= Exercise goal =
Copy nothing but the text: reproduce each line of the listing exactly and leave the pictures out.

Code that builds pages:
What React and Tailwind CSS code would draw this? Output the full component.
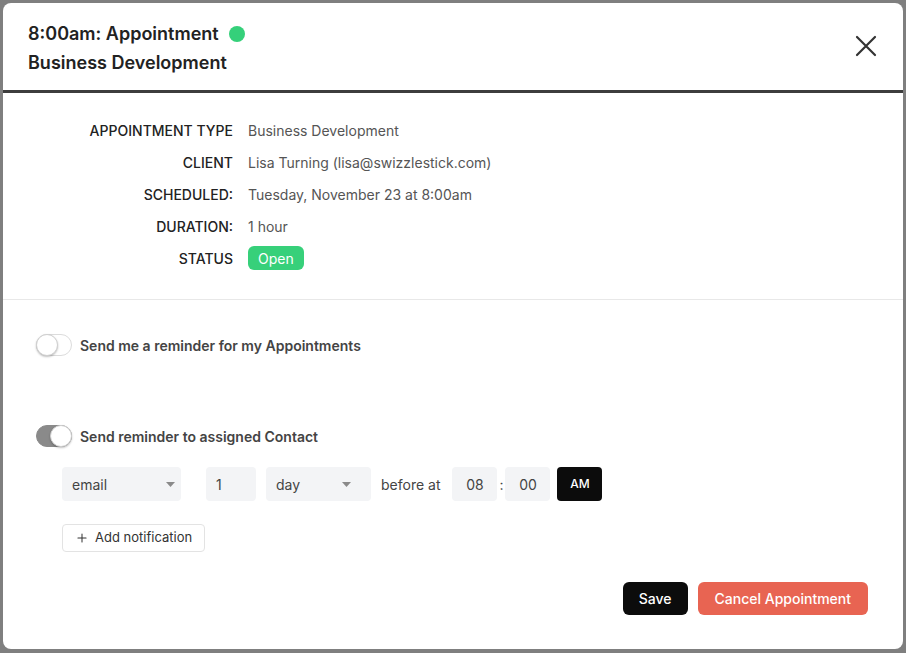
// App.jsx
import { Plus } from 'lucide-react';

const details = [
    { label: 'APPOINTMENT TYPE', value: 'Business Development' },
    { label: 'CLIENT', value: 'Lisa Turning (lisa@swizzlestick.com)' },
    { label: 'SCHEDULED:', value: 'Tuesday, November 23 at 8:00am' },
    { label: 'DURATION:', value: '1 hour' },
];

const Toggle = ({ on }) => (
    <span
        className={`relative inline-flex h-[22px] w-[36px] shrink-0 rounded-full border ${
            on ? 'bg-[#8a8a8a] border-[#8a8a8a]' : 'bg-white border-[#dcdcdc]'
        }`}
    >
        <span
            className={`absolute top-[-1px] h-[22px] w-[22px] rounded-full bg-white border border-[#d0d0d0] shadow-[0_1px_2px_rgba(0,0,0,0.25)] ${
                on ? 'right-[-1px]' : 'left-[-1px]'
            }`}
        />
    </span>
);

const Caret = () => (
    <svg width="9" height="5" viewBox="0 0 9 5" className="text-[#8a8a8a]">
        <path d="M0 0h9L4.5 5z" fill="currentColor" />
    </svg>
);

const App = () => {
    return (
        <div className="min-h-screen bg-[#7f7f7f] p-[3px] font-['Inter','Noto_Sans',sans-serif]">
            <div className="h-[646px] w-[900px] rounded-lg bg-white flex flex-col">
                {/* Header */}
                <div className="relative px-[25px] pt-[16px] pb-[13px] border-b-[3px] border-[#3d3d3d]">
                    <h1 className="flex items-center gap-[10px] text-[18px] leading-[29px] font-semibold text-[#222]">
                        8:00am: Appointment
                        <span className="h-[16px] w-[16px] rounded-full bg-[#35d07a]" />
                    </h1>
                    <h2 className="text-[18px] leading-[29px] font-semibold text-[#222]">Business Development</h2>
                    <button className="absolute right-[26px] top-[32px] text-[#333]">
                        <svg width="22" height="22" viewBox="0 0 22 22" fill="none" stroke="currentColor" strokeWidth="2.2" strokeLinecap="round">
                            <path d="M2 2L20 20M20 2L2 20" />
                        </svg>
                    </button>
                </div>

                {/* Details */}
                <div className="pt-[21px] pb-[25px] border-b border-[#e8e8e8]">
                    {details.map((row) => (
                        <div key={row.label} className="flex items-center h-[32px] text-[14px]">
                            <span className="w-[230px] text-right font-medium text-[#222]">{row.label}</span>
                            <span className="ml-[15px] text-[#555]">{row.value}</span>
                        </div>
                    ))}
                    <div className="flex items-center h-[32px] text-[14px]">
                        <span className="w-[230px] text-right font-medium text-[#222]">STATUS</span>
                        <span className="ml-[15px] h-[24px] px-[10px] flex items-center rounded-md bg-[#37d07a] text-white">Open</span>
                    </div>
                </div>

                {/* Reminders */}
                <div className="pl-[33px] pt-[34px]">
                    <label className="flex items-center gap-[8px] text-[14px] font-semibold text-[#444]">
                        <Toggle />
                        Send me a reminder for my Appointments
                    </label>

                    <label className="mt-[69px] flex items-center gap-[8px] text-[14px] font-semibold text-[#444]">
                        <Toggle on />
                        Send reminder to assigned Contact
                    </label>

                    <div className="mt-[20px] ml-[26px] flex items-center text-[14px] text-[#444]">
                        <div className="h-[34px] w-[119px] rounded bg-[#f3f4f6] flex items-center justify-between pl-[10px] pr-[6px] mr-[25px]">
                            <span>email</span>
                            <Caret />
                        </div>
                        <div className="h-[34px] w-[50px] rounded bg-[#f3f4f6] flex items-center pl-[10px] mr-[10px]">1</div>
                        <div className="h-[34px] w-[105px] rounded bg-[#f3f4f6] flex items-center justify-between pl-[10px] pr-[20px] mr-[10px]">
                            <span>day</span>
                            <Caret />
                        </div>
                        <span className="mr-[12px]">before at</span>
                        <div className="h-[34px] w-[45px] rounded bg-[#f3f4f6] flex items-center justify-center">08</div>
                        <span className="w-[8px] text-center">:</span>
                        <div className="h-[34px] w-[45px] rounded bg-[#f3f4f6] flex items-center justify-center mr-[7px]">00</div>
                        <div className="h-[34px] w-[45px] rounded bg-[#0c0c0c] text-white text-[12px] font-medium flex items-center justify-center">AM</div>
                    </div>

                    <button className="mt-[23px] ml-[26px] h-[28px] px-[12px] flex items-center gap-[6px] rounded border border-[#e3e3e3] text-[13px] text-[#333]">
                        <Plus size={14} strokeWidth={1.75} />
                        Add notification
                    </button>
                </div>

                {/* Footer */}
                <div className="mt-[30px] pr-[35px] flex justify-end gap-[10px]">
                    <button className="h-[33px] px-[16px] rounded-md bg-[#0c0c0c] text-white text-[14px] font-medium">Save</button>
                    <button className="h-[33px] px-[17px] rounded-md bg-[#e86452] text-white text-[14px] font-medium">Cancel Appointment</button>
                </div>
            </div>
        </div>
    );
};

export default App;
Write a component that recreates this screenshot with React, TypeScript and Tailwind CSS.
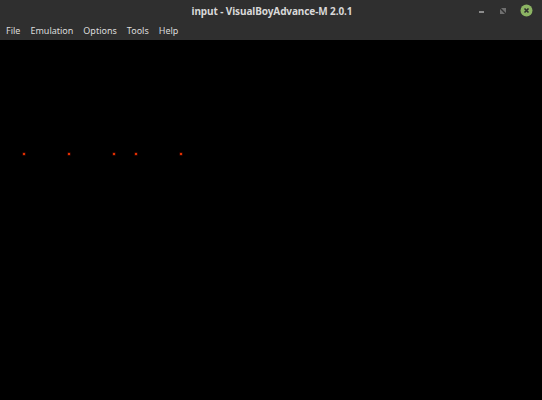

= Result for this task =
What React and Tailwind CSS code would draw this? Output the full component.
// App.jsx
import { Plus } from 'lucide-react';

const details = [
    { label: 'APPOINTMENT TYPE', value: 'Business Development' },
    { label: 'CLIENT', value: 'Lisa Turning (lisa@swizzlestick.com)' },
    { label: 'SCHEDULED:', value: 'Tuesday, November 23 at 8:00am' },
    { label: 'DURATION:', value: '1 hour' },
];

const Toggle = ({ on }) => (
    <span
        className={`relative inline-flex h-[22px] w-[36px] shrink-0 rounded-full border ${
            on ? 'bg-[#8a8a8a] border-[#8a8a8a]' : 'bg-white border-[#dcdcdc]'
        }`}
    >
        <span
            className={`absolute top-[-1px] h-[22px] w-[22px] rounded-full bg-white border border-[#d0d0d0] shadow-[0_1px_2px_rgba(0,0,0,0.25)] ${
                on ? 'right-[-1px]' : 'left-[-1px]'
            }`}
        />
    </span>
);

const Caret = () => (
    <svg width="9" height="5" viewBox="0 0 9 5" className="text-[#8a8a8a]">
        <path d="M0 0h9L4.5 5z" fill="currentColor" />
    </svg>
);

const App = () => {
    return (
        <div className="min-h-screen bg-[#7f7f7f] p-[3px] font-['Inter','Noto_Sans',sans-serif]">
            <div className="h-[646px] w-[900px] rounded-lg bg-white flex flex-col">
                {/* Header */}
                <div className="relative px-[25px] pt-[16px] pb-[13px] border-b-[3px] border-[#3d3d3d]">
                    <h1 className="flex items-center gap-[10px] text-[18px] leading-[29px] font-semibold text-[#222]">
                        8:00am: Appointment
                        <span className="h-[16px] w-[16px] rounded-full bg-[#35d07a]" />
                    </h1>
                    <h2 className="text-[18px] leading-[29px] font-semibold text-[#222]">Business Development</h2>
                    <button className="absolute right-[26px] top-[32px] text-[#333]">
                        <svg width="22" height="22" viewBox="0 0 22 22" fill="none" stroke="currentColor" strokeWidth="2.2" strokeLinecap="round">
                            <path d="M2 2L20 20M20 2L2 20" />
                        </svg>
                    </button>
                </div>

                {/* Details */}
                <div className="pt-[21px] pb-[25px] border-b border-[#e8e8e8]">
                    {details.map((row) => (
                        <div key={row.label} className="flex items-center h-[32px] text-[14px]">
                            <span className="w-[230px] text-right font-medium text-[#222]">{row.label}</span>
                            <span className="ml-[15px] text-[#555]">{row.value}</span>
                        </div>
                    ))}
                    <div className="flex items-center h-[32px] text-[14px]">
                        <span className="w-[230px] text-right font-medium text-[#222]">STATUS</span>
                        <span className="ml-[15px] h-[24px] px-[10px] flex items-center rounded-md bg-[#37d07a] text-white">Open</span>
                    </div>
                </div>

                {/* Reminders */}
                <div className="pl-[33px] pt-[34px]">
                    <label className="flex items-center gap-[8px] text-[14px] font-semibold text-[#444]">
                        <Toggle />
                        Send me a reminder for my Appointments
                    </label>

                    <label className="mt-[69px] flex items-center gap-[8px] text-[14px] font-semibold text-[#444]">
                        <Toggle on />
                        Send reminder to assigned Contact
                    </label>

                    <div className="mt-[20px] ml-[26px] flex items-center text-[14px] text-[#444]">
                        <div className="h-[34px] w-[119px] rounded bg-[#f3f4f6] flex items-center justify-between pl-[10px] pr-[6px] mr-[25px]">
                            <span>email</span>
                            <Caret />
                        </div>
                        <div className="h-[34px] w-[50px] rounded bg-[#f3f4f6] flex items-center pl-[10px] mr-[10px]">1</div>
                        <div className="h-[34px] w-[105px] rounded bg-[#f3f4f6] flex items-center justify-between pl-[10px] pr-[20px] mr-[10px]">
                            <span>day</span>
                            <Caret />
                        </div>
                        <span className="mr-[12px]">before at</span>
                        <div className="h-[34px] w-[45px] rounded bg-[#f3f4f6] flex items-center justify-center">08</div>
                        <span className="w-[8px] text-center">:</span>
                        <div className="h-[34px] w-[45px] rounded bg-[#f3f4f6] flex items-center justify-center mr-[7px]">00</div>
                        <div className="h-[34px] w-[45px] rounded bg-[#0c0c0c] text-white text-[12px] font-medium flex items-center justify-center">AM</div>
                    </div>

                    <button className="mt-[23px] ml-[26px] h-[28px] px-[12px] flex items-center gap-[6px] rounded border border-[#e3e3e3] text-[13px] text-[#333]">
                        <Plus size={14} strokeWidth={1.75} />
                        Add notification
                    </button>
                </div>

                {/* Footer */}
                <div className="mt-[30px] pr-[35px] flex justify-end gap-[10px]">
                    <button className="h-[33px] px-[16px] rounded-md bg-[#0c0c0c] text-white text-[14px] font-medium">Save</button>
                    <button className="h-[33px] px-[17px] rounded-md bg-[#e86452] text-white text-[14px] font-medium">Cancel Appointment</button>
                </div>
            </div>
        </div>
    );
};

export default App;
Write a component that recreates this screenshot with React, TypeScript and Tailwind CSS.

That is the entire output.